*INSTRUCTIONS TO FOLLOW:* The exercise asks you to copy every line below in which "React" appears.

*DATASET EXTRACT:*
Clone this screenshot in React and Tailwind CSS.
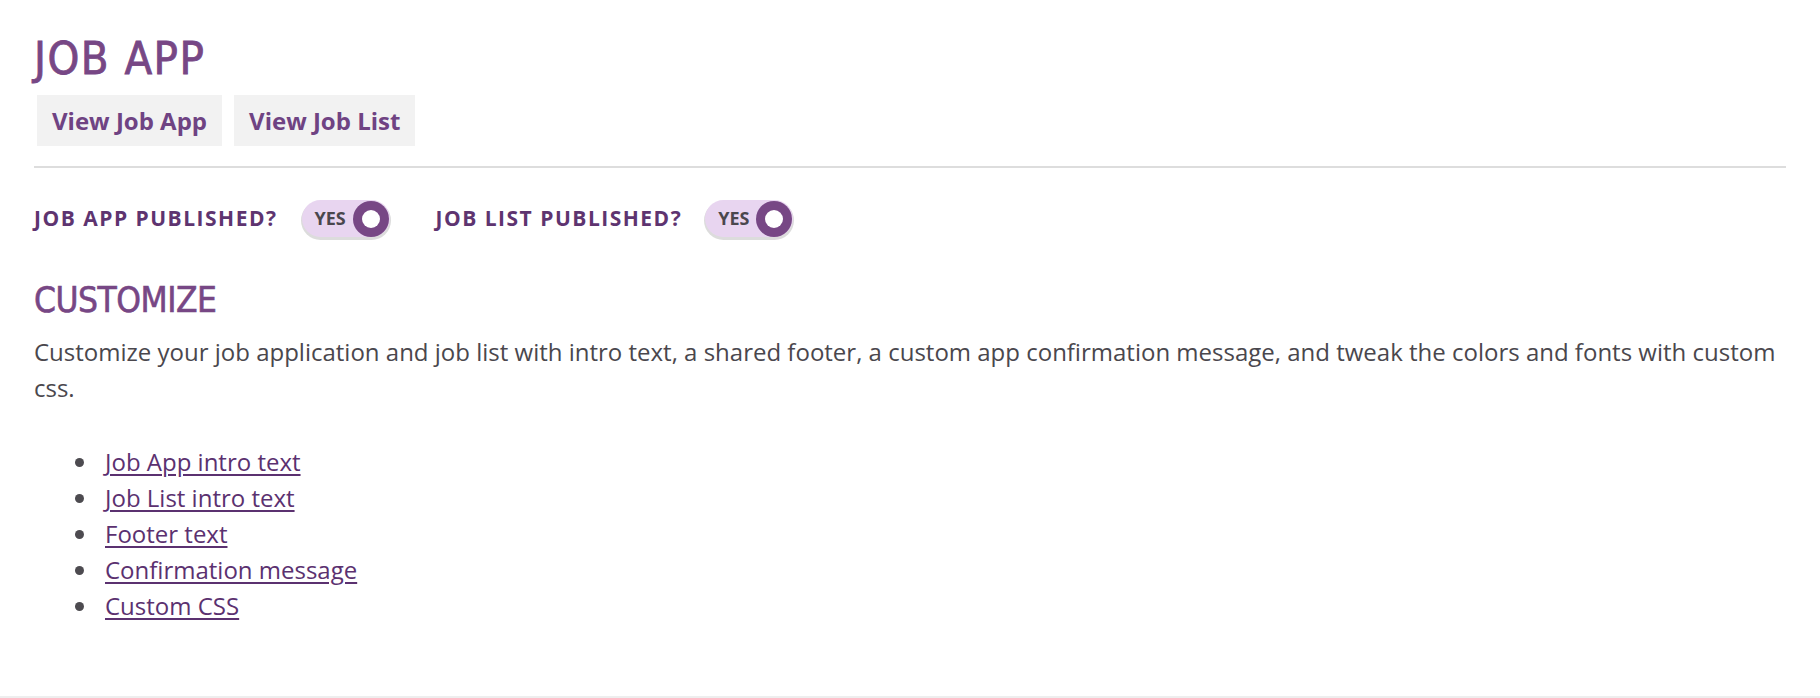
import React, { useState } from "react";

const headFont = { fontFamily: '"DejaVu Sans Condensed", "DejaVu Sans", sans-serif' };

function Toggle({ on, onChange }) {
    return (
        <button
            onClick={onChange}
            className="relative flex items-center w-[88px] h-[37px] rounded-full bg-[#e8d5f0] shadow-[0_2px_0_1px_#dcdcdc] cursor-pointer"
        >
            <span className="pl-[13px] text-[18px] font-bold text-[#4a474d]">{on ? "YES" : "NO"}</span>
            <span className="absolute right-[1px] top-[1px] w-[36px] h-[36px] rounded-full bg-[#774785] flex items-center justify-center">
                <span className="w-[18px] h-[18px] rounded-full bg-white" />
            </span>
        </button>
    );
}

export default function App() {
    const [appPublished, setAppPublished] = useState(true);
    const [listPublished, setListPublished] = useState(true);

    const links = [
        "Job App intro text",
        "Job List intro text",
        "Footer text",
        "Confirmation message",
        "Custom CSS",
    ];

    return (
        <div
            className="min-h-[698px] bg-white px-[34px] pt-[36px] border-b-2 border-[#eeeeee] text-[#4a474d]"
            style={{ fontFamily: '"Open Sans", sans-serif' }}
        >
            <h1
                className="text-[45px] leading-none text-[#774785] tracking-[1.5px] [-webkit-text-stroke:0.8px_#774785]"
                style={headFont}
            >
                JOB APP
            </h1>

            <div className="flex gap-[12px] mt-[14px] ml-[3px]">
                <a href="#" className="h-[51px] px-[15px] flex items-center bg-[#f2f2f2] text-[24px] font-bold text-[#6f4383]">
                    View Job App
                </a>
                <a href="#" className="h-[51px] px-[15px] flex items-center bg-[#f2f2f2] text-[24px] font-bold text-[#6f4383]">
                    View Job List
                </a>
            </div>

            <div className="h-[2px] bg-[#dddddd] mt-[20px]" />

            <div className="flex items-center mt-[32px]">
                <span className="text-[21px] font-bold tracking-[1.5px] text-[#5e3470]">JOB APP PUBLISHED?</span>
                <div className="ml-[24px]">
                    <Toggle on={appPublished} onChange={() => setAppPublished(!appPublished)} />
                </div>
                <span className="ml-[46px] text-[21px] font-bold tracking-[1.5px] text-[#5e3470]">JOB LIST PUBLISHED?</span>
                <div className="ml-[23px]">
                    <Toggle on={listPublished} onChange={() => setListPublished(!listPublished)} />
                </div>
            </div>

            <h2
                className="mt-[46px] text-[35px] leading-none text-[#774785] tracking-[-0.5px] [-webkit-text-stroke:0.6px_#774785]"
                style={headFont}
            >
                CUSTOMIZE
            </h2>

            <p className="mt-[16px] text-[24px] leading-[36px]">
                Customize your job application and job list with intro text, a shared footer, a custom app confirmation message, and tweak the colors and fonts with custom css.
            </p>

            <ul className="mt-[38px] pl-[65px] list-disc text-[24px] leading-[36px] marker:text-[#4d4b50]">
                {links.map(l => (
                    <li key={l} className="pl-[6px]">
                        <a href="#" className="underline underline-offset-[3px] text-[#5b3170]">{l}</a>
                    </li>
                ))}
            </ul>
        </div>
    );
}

*TASK SOLUTION:*
Clone this screenshot in React and Tailwind CSS.
import React, { useState } from "react";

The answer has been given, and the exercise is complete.